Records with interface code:

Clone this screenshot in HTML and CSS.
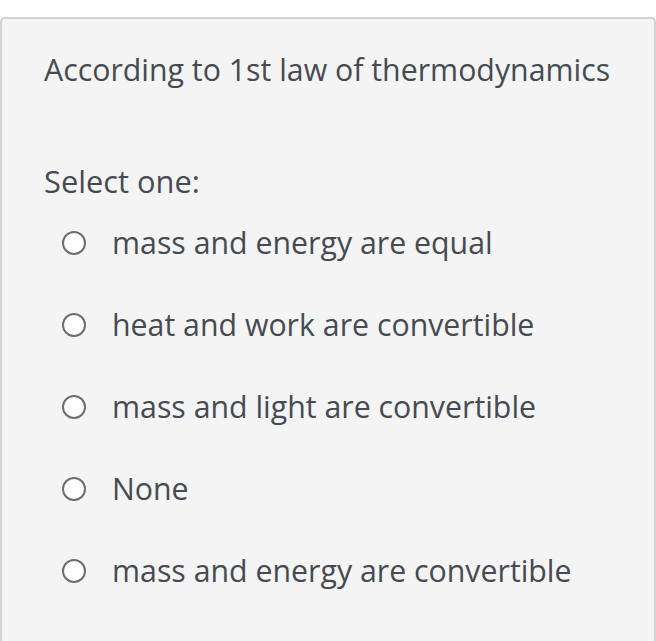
FILE: index.html
```html
<!DOCTYPE html>
<html lang="en">
<head>
<meta charset="utf-8">
<link rel="stylesheet" href="styles.css">
<title>Question</title>
</head>
<body>
<div class="card">
  <div class="qtext">According to 1st law of thermodynamics</div>
  <div class="prompt">Select one:</div>
  <div class="answers">
    <label class="opt"><span class="radio"></span><span class="lbl">mass and energy are equal</span></label>
    <label class="opt"><span class="radio"></span><span class="lbl">heat and work are convertible</span></label>
    <label class="opt"><span class="radio"></span><span class="lbl">mass and light are convertible</span></label>
    <label class="opt"><span class="radio"></span><span class="lbl">None</span></label>
    <label class="opt"><span class="radio"></span><span class="lbl">mass and energy are convertible</span></label>
  </div>
</div>
</body>
</html>
```
FILE: styles.css
```css
html, body {
  margin: 0;
  padding: 0;
  background: #ffffff;
}
body {
  font-family: "Open Sans", Lato, sans-serif;
  color: #464b52;
  width: 656px;
  height: 641px;
  overflow: hidden;
}
.card {
  margin-top: 17px;
  box-sizing: border-box;
  width: 656px;
  height: 640px;
  background: #f4f4f4;
  border: 2px solid #d2d2d2;
  border-bottom: none;
  border-radius: 5px 5px 0 0;
  padding: 31px 0 0 42px;
}
.qtext {
  font-size: 30.3px;
  line-height: 40px;
}
.prompt {
  font-size: 30.8px;
  line-height: 40px;
  margin-top: 71px;
}
.answers {
  display: flex;
  flex-direction: column;
  margin-top: 1px;
}
.opt {
  display: flex;
  align-items: center;
  height: 82px;
}
.radio {
  box-sizing: border-box;
  width: 24px;
  height: 24px;
  border-radius: 50%;
  border: 2.5px solid #6e6e6e;
  background: #ffffff;
  margin-left: 18px;
  margin-right: 26px;
  flex: none;
}
.lbl {
  font-size: 30.3px;
  line-height: 40px;
}
```
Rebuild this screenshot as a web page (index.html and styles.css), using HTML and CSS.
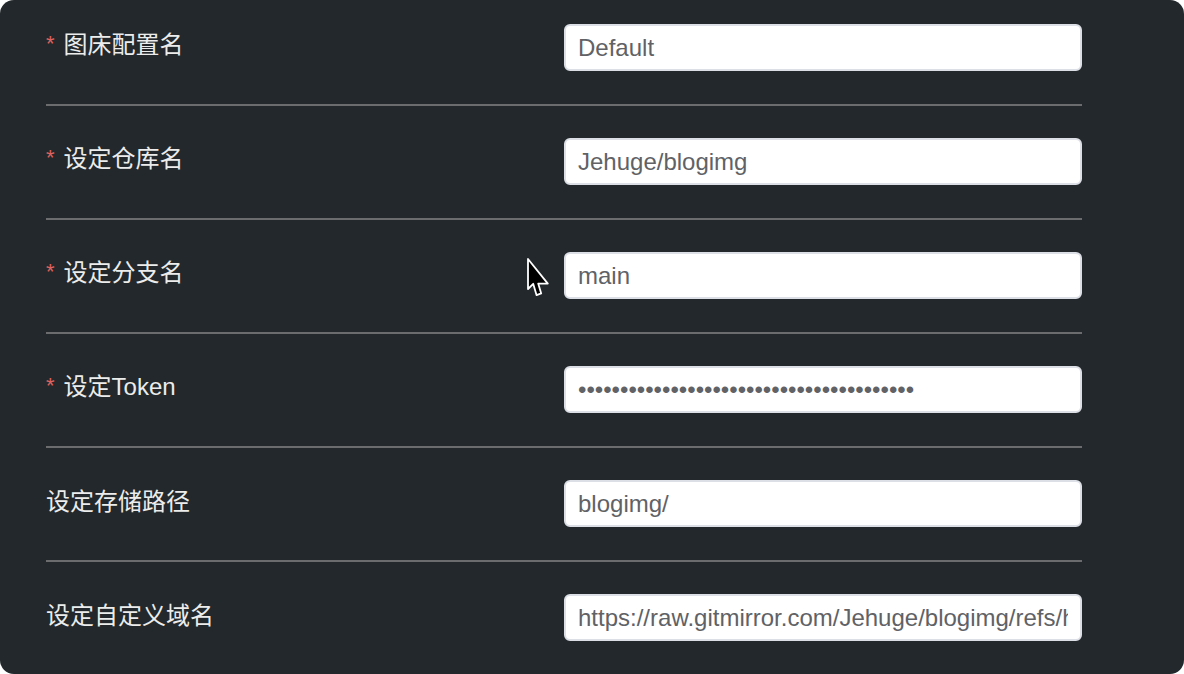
FILE: index.html
```html
<!DOCTYPE html>
<html lang="zh-CN">
<head>
<meta charset="utf-8">
<title>图床配置</title>
<link rel="stylesheet" href="styles.css">
</head>
<body>
<div class="panel">
  <form class="form">
    <div class="row">
      <label class="label required">图床配置名</label>
      <input class="input" type="text" value="Default">
    </div>
    <div class="divider"></div>
    <div class="row">
      <label class="label required">设定仓库名</label>
      <input class="input" type="text" value="Jehuge/blogimg">
    </div>
    <div class="divider"></div>
    <div class="row">
      <label class="label required">设定分支名</label>
      <input class="input" type="text" value="main">
    </div>
    <div class="divider"></div>
    <div class="row">
      <label class="label required">设定Token</label>
      <input class="input" type="password" value="ghp_abcdefghijklmnopqrstuvwxyz0123456789">
    </div>
    <div class="divider"></div>
    <div class="row">
      <label class="label">设定存储路径</label>
      <input class="input" type="text" value="blogimg/">
    </div>
    <div class="divider"></div>
    <div class="row">
      <label class="label">设定自定义域名</label>
      <input class="input" type="text" value="https://raw.gitmirror.com/Jehuge/blogimg/refs/heads/main/">
    </div>
  </form>
  <svg class="cursor" width="26" height="42" viewBox="0 0 26 42" aria-hidden="true">
    <path d="M2 2 L2 32 L7.2 26.8 L10.6 38.2 L15.2 36.4 L12.2 26.6 L21.8 26.6 Z" fill="#000" stroke="#fff" stroke-width="1.8" stroke-linejoin="round"/>
  </svg>
</div>
</body>
</html>
```

FILE: styles.css
```css
html, body {
  margin: 0;
  padding: 0;
  background: #ffffff;
}

.panel {
  position: relative;
  width: 1184px;
  height: 674px;
  background: #22282b;
  border-radius: 14px;
  overflow: hidden;
  box-sizing: border-box;
  padding: 24px 102px 0 46px;
}

.form {
  display: flex;
  flex-direction: column;
}

.row {
  display: grid;
  grid-template-columns: 1fr 1fr;
  align-items: center;
  height: 47px;
}

.divider {
  height: 2px;
  background: #6a6c6d;
  margin: 33px 0 32px;
}

.label {
  font-family: "Liberation Sans", "Noto Sans CJK SC", sans-serif;
  font-size: 24px;
  line-height: 30px;
  color: #ececec;
  margin-top: -4px;
}

.label.required::before {
  content: "*";
  color: #e0625f;
  font-size: 22px;
  margin-right: 9px;
  position: relative;
  top: -2px;
}

.input {
  box-sizing: border-box;
  width: 100%;
  height: 47px;
  margin: 0;
  border: 2px solid #dcdfe6;
  border-radius: 6px;
  background: #ffffff;
  padding: 0 12px;
  font-family: "Liberation Sans", sans-serif;
  font-size: 24px;
  color: #606266;
  outline: none;
}

.cursor {
  position: absolute;
  left: 526px;
  top: 257px;
}
```
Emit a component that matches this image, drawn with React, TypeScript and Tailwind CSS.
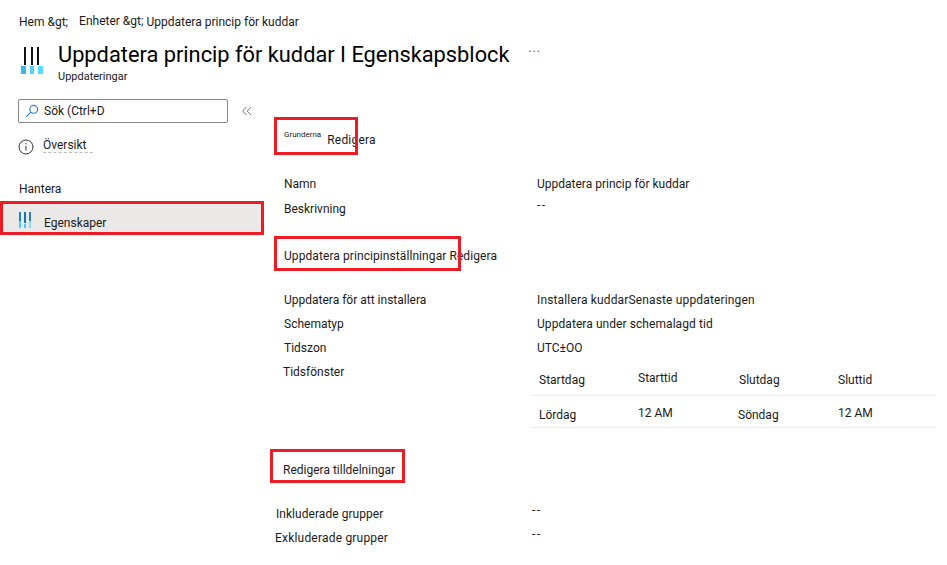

▶ **WORK TO COMPLETE**: Make a verbatim copy of all the entries and strip out the pictures.

▶ **THE REPLY**:
Clone this screenshot in HTML and CSS.
FILE: index.html
```html
<!DOCTYPE html>
<html lang="en">
<head>
<meta charset="utf-8">
<link rel="stylesheet" href="styles.css">
<title>Question</title>
</head>
<body>
<div class="card">
  <div class="qtext">According to 1st law of thermodynamics</div>
  <div class="prompt">Select one:</div>
  <div class="answers">
    <label class="opt"><span class="radio"></span><span class="lbl">mass and energy are equal</span></label>
    <label class="opt"><span class="radio"></span><span class="lbl">heat and work are convertible</span></label>
    <label class="opt"><span class="radio"></span><span class="lbl">mass and light are convertible</span></label>
    <label class="opt"><span class="radio"></span><span class="lbl">None</span></label>
    <label class="opt"><span class="radio"></span><span class="lbl">mass and energy are convertible</span></label>
  </div>
</div>
</body>
</html>
```
FILE: styles.css
```css
html, body {
  margin: 0;
  padding: 0;
  background: #ffffff;
}
body {
  font-family: "Open Sans", Lato, sans-serif;
  color: #464b52;
  width: 656px;
  height: 641px;
  overflow: hidden;
}
.card {
  margin-top: 17px;
  box-sizing: border-box;
  width: 656px;
  height: 640px;
  background: #f4f4f4;
  border: 2px solid #d2d2d2;
  border-bottom: none;
  border-radius: 5px 5px 0 0;
  padding: 31px 0 0 42px;
}
.qtext {
  font-size: 30.3px;
  line-height: 40px;
}
.prompt {
  font-size: 30.8px;
  line-height: 40px;
  margin-top: 71px;
}
.answers {
  display: flex;
  flex-direction: column;
  margin-top: 1px;
}
.opt {
  display: flex;
  align-items: center;
  height: 82px;
}
.radio {
  box-sizing: border-box;
  width: 24px;
  height: 24px;
  border-radius: 50%;
  border: 2.5px solid #6e6e6e;
  background: #ffffff;
  margin-left: 18px;
  margin-right: 26px;
  flex: none;
}
.lbl {
  font-size: 30.3px;
  line-height: 40px;
}
```
Rebuild this screenshot as a web page (index.html and styles.css), using HTML and CSS.
FILE: index.html
```html
<!DOCTYPE html>
<html lang="zh-CN">
<head>
<meta charset="utf-8">
<title>图床配置</title>
<link rel="stylesheet" href="styles.css">
</head>
<body>
<div class="panel">
  <form class="form">
    <div class="row">
      <label class="label required">图床配置名</label>
      <input class="input" type="text" value="Default">
    </div>
    <div class="divider"></div>
    <div class="row">
      <label class="label required">设定仓库名</label>
      <input class="input" type="text" value="Jehuge/blogimg">
    </div>
    <div class="divider"></div>
    <div class="row">
      <label class="label required">设定分支名</label>
      <input class="input" type="text" value="main">
    </div>
    <div class="divider"></div>
    <div class="row">
      <label class="label required">设定Token</label>
      <input class="input" type="password" value="ghp_abcdefghijklmnopqrstuvwxyz0123456789">
    </div>
    <div class="divider"></div>
    <div class="row">
      <label class="label">设定存储路径</label>
      <input class="input" type="text" value="blogimg/">
    </div>
    <div class="divider"></div>
    <div class="row">
      <label class="label">设定自定义域名</label>
      <input class="input" type="text" value="https://raw.gitmirror.com/Jehuge/blogimg/refs/heads/main/">
    </div>
  </form>
  <svg class="cursor" width="26" height="42" viewBox="0 0 26 42" aria-hidden="true">
    <path d="M2 2 L2 32 L7.2 26.8 L10.6 38.2 L15.2 36.4 L12.2 26.6 L21.8 26.6 Z" fill="#000" stroke="#fff" stroke-width="1.8" stroke-linejoin="round"/>
  </svg>
</div>
</body>
</html>
```

FILE: styles.css
```css
html, body {
  margin: 0;
  padding: 0;
  background: #ffffff;
}

.panel {
  position: relative;
  width: 1184px;
  height: 674px;
  background: #22282b;
  border-radius: 14px;
  overflow: hidden;
  box-sizing: border-box;
  padding: 24px 102px 0 46px;
}

.form {
  display: flex;
  flex-direction: column;
}

.row {
  display: grid;
  grid-template-columns: 1fr 1fr;
  align-items: center;
  height: 47px;
}

.divider {
  height: 2px;
  background: #6a6c6d;
  margin: 33px 0 32px;
}

.label {
  font-family: "Liberation Sans", "Noto Sans CJK SC", sans-serif;
  font-size: 24px;
  line-height: 30px;
  color: #ececec;
  margin-top: -4px;
}

.label.required::before {
  content: "*";
  color: #e0625f;
  font-size: 22px;
  margin-right: 9px;
  position: relative;
  top: -2px;
}

.input {
  box-sizing: border-box;
  width: 100%;
  height: 47px;
  margin: 0;
  border: 2px solid #dcdfe6;
  border-radius: 6px;
  background: #ffffff;
  padding: 0 12px;
  font-family: "Liberation Sans", sans-serif;
  font-size: 24px;
  color: #606266;
  outline: none;
}

.cursor {
  position: absolute;
  left: 526px;
  top: 257px;
}
```
Emit a component that matches this image, drawn with React, TypeScript and Tailwind CSS.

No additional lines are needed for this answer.